In parallel, U.S. labour-market uncertainty—especially the scale risk around benchmark revisions—continues to be the dominant near-term driver of Fed expectations and USD repricing, feeding directly into corporate funding costs and hedging needs. Markets have become unusually sensitive to single data prints because the “true” labour trend is contested (monthly payrolls vs revisions), making FX and rates moves sharper and more frequent. [4]. [5]. [6]

Energy and trade are also being used more explicitly as geopolitical levers. The EU’s pathway to a full ban on Russian gas imports by autumn 2027 accelerates LNG re-routing and new project timelines, while a rapidly expanding sanctions architecture—especially on vessels—raises the compliance cost of moving energy and sanctioned-origin commodities. Taken together, these forces tighten the coupling between geopolitics and operating models: procurement, treasury, legal, and cyber resilience now co-determine competitiveness. [7]. [8]. [9]

Analysis

Theme 1: Regional Supply-Chain Reconfiguration and Economic Decoupling

The decoupling dynamic is shifting from headline policy statements to measurable trade and investment behavior. Europe’s reported 18% decline in critical-goods dependency since 2021 suggests diversification and reshoring are no longer marginal adjustments but a structural reset, reinforced by more stringent gatekeeping: EU FDI screening activity rose about 42% in 2024, a strong signal that “who owns what” is becoming as material as “who supplies what.” For multinationals, that translates into longer deal timelines, higher disclosure burdens, and a greater probability that minority stakes, JVs, or IP-heavy acquisitions face political risk premiums. [1]. [2]

Industrial policy is amplifying this shift by pulling capex into favored ecosystems. With combined EU and member-state public-private funding exceeding €100 billion across semiconductors, batteries, and cloud, the competitive advantage is increasingly policy-mediated—cheap capital, accelerated permitting, and guaranteed demand can offset higher unit costs. Firms that treat subsidies as a “one-off benefit” risk underinvesting in the governance and audit readiness needed to retain them; firms that design compliance-by-construction gain both financing advantages and a defensible footprint under tightening screening regimes. [1]

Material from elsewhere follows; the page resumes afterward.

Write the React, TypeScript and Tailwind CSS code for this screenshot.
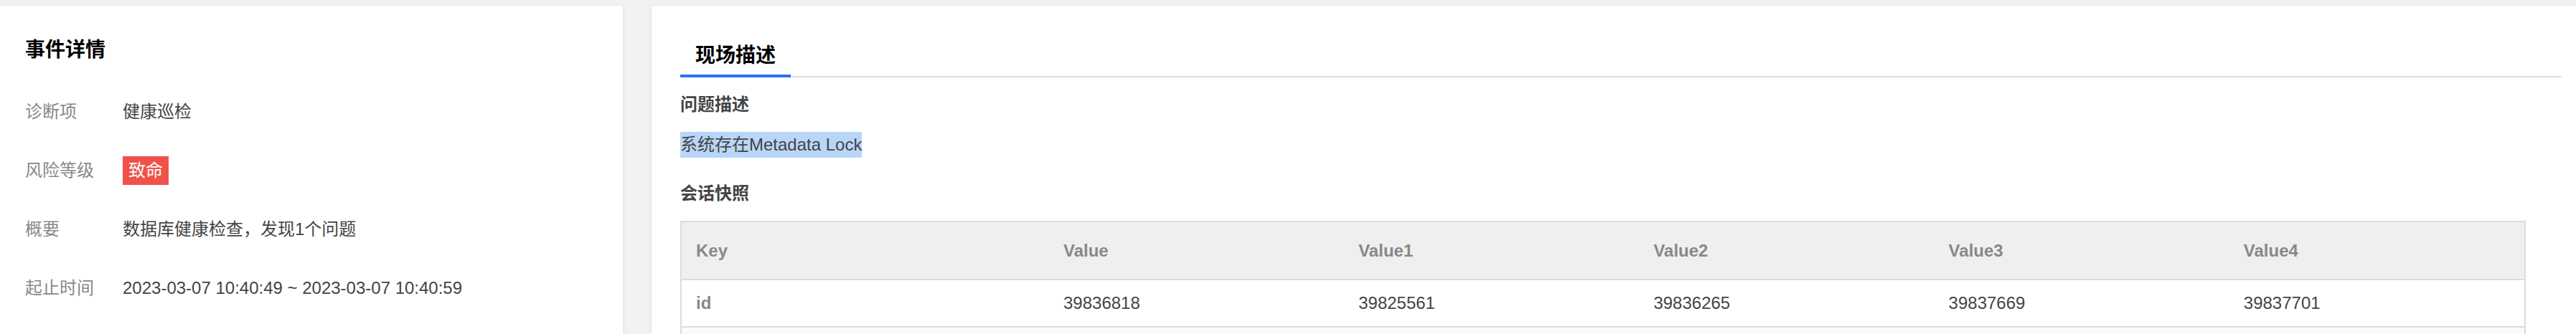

Latin America remains a high-opportunity but policy-volatile theater. Brazil’s restoration of a 35% import tax on fully assembled Chinese EVs—after a six-month exemption that enabled up to US$463 million in duty-free SKD/CKD imports—illustrates how quickly industrial strategy can reprice market access. BYD’s Bahia plant (up to 150,000 vehicles capacity and ~5,000 workers) and its target of 50% local parts content by end‑2026 indicate that localization will be the price of durability; however, the same policy reversals that protect domestic value chains can also strand inventory or disrupt supplier ramp-ups. [3]. [10]

Finally, cyber risk is becoming the hidden “systemic tax” on reconfigured trade. Scenario estimates that malware across 15 East/Southeast Asian ports could disrupt ~35% of global container throughput and cause ~US$110 billion in direct losses highlight that regionalization does not automatically reduce exposure—concentration simply moves to new hubs. Reported attack growth (e.g., ~400% increase in 2020 vs baseline, OT-targeted attacks up ~900% during 2018–2020) implies that resilience investments must include port community systems, OT segmentation, and vendor access controls, or else physical re-routing gains can be erased by digital chokepoints. [11]. [12]

Theme 2: U.S. Labour‑Market Dynamics Shaping Fed Guidance and Dollar Valuation

U.S. markets are effectively trading “confidence in the labour data” as much as the labour data itself. Large historical revisions—nearly 600,000 jobs cut in prior adjustments and a preliminary signal of more than 900,000 fewer jobs for late‑2024/early‑2025—have made the policy reaction function unusually nonlinear: a modest payroll surprise can move pricing sharply if it is interpreted as confirming (or contradicting) the revision narrative. Powell’s remark about potential overstatement around 60,000 jobs/month reinforces why each release now carries regime-shift potential for rates and the dollar. [4]

That sensitivity is visible in how quickly probabilities reprice. After softer early‑2025 data, CME FedWatch showed the chance of at least one rate cut by September 2025 rising to ~68% from ~42% a month earlier, while analysts also flag that odds of an earlier cut can materially increase if revisions disappoint. For corporates, the practical implication is that USD funding costs and hedge carry can change faster than budget cycles; treasury teams should treat payrolls and revisions as scheduled “risk events” akin to earnings, with pre-approved hedge adjustment bands rather than ad hoc decision-making. [13]. [6]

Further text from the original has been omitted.